Anuj Dhar unravels mystery of Lal Bahadur Shastri's death
Apr 17, 2019, 1:00 PM IST
New Delhi: While Vivek Agnihotri's film The Tashkent Files is receiving rave reviews from serious critics, one may get even more details of the case of the mysterious death of Lal Bahadur Shastri from Anuj Dhar's book, Your Prime Minister is Dead. MyNation invited Dhar for an insight into the film and the book. In the course of the interview, he made some sensational claims.
Prime Minister of the period when India signed a peace pact with Pakistan after the 1965 war, Shastri returned to India the next week dead. From the tell-tale signs on the body, it did not appear that the death was natural. Yet, the caretaker government of the time and the full-fledged government of the Congress that followed ordered neither an investigation nor even a post-mortem of the body.
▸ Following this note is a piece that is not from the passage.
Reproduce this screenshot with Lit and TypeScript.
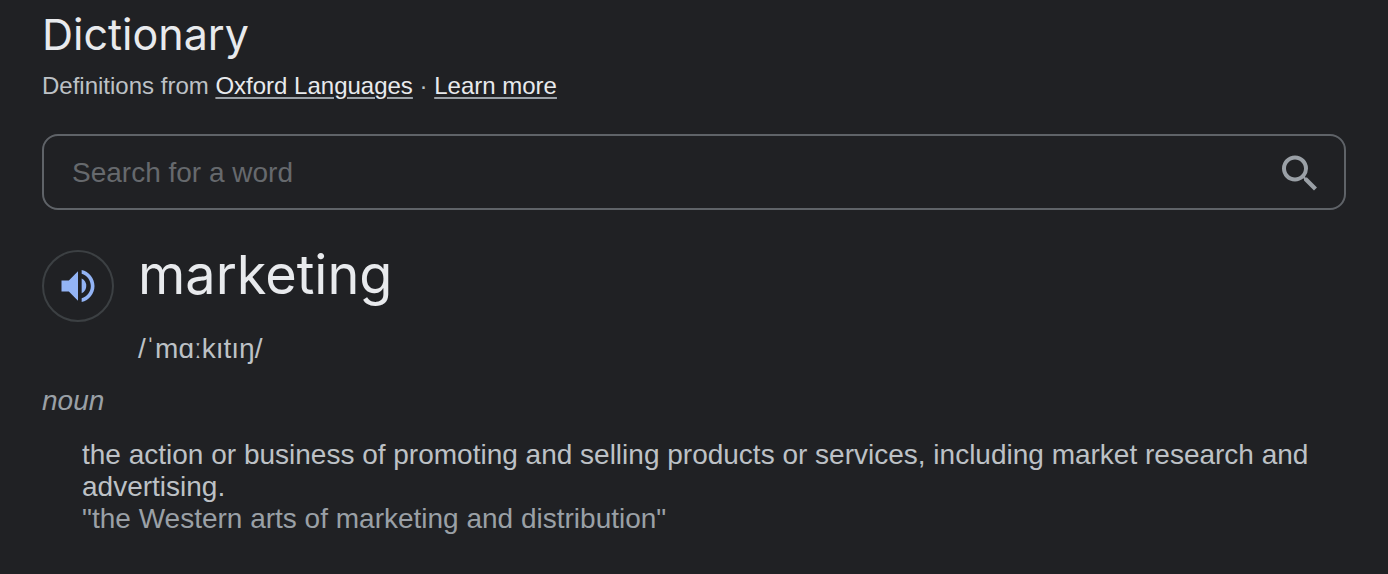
import { LitElement, html, css } from "lit";
import { customElement } from "lit/decorators.js";

@customElement("app-root")
export class AppRoot extends LitElement {
  static styles = css`
    :host {
      display: block;
      box-sizing: border-box;
      min-height: 100vh;
      padding: 8px 42px 38px;
      background: #202124;
      color: #bdc1c6;
      font: 28px/32px "Liberation Sans", Arial, sans-serif;
    }
    h1, h2, p { margin: 0; font-weight: 400; }
    h1, h2 { color: #e8eaed; font-family: "Google Sans", Inter, sans-serif; }
    h1 { font-size: 43px; line-height: 52px; }
    .source { margin-top: 10px; font-size: 24px; line-height: 32px; }
    .source a {
      color: #e8eaed;
      text-decoration: underline 2px #9aa0a6;
      text-underline-offset: 3px;
    }
    .search {
      display: flex;
      align-items: center;
      box-sizing: border-box;
      height: 76px;
      margin-top: 32px;
      padding: 2px 20px 0 28px;
      border: 2px solid #5f6368;
      border-radius: 16px;
    }
    .search input {
      flex: 1;
      min-width: 0;
      padding: 0;
      border: 0;
      outline: 0;
      background: none;
      color: #e8eaed;
      font: inherit;
    }
    .search input::placeholder { color: #66696d; opacity: 1; }
    button { display: flex; padding: 0; border: 0; background: none; cursor: pointer; }
    .find { color: #9aa0a6; }
    .entry { display: flex; gap: 24px; margin-top: 40px; }
    .listen {
      flex: none;
      align-items: center;
      justify-content: center;
      box-sizing: border-box;
      width: 72px;
      height: 72px;
      border: 2px solid #3c4043;
      border-radius: 50%;
      color: #93b4f5;
    }
    svg { display: block; fill: currentColor; }
    h2 { font-size: 54px; line-height: 50px; }
    .phonetic { margin-top: 33px; }
    .class { margin-top: 20px; color: #9aa0a6; font-style: italic; }
    .sense { margin: 22px 0 0 40px; }
    .example { color: #9aa0a6; }
  `;

  render() {
    return html`
      <header>
        <h1>Dictionary</h1>
        <p class="source">
          Definitions from <a href="#oxford">Oxford Languages</a> · <a href="#more">Learn more</a>
        </p>
      </header>
      <form class="search" role="search" @submit=${(e: Event) => e.preventDefault()}>
        <input type="text" aria-label="Search for a word" placeholder="Search for a word" />
        <button class="find" aria-label="Search">
          <svg width="48" height="48" viewBox="0 -0.25 24 24">
            <path d="M15.5 14h-.79l-.28-.27A6.47 6.47 0 0 0 16 9.5 6.5 6.5 0 1 0 9.5 16c1.61 0 3.09-.59 4.23-1.57l.27.28v.79l5 4.99L20.49 19l-4.99-5zm-6 0C7.01 14 5 11.99 5 9.5S7.01 5 9.5 5 14 7.01 14 9.5 11.99 14 9.5 14z" />
          </svg>
        </button>
      </form>
      <main>
        <div class="entry">
          <button class="listen" type="button" aria-label="Listen">
            <svg width="44" height="44" viewBox="0 0 24 24">
              <path d="M3 9v6h4l5 5V4L7 9H3zm13.5 3A4.5 4.5 0 0 0 14 7.97v8.05A4.47 4.47 0 0 0 16.5 12zM14 3.23v2.06c2.89.86 5 3.54 5 6.71s-2.11 5.85-5 6.71v2.06c4.01-.91 7-4.49 7-8.77s-2.99-7.86-7-8.77z" />
            </svg>
          </button>
          <div>
            <h2>marketing</h2>
            <p class="phonetic">/ˈmɑːkıtıŋ/</p>
          </div>
        </div>
        <p class="class">noun</p>
        <div class="sense">
          <p>the action or business of promoting and selling products or services, including market research and advertising.</p>
          <p class="example">"the Western arts of marketing and distribution"</p>
        </div>
      </main>
    `;
  }
}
What signs on the body of Shastri suggested he was killed are explained in the book, the author of which has contributed to the making of Agnihotri's film as well. Here, you get a glimpse of what lies in store from the bestselling author (whose books on Subhas Chandra Bose are a veritable source of information about Netaji) where he talks of a shady predecessor of today's Vijay Mallyas and Nirav Modis whose business was at stake because of Shastri.
Dhar also explains why the CIA o KGB could not have been behind what was possibly a murder.
What makes the Indira Gandhi regime come across as sinister in the whole affair is her refusal to conduct even an autopsy of Shastri's body. It reminded people also of some intemperate remarks by Indira Gandhi of the time when Shastri instead of she took over the reins of the country after Jawaharlal Nehru. One such comment was shared with the country by parliamentarian Raj Narain. He said Indira would go around telling people after Shastri became the Prime Minister that "mere ghar ka naukar Pradhanmantri ban gaya (the servant in my household has become the Prime Minister)".
Decades later, BJP's LK Advani had shared in parliament to his anecdotes from the Indira era that indicate the "goongi guydiya" of the 1960s had no love lost for the personality who preceded her to the 'thone'.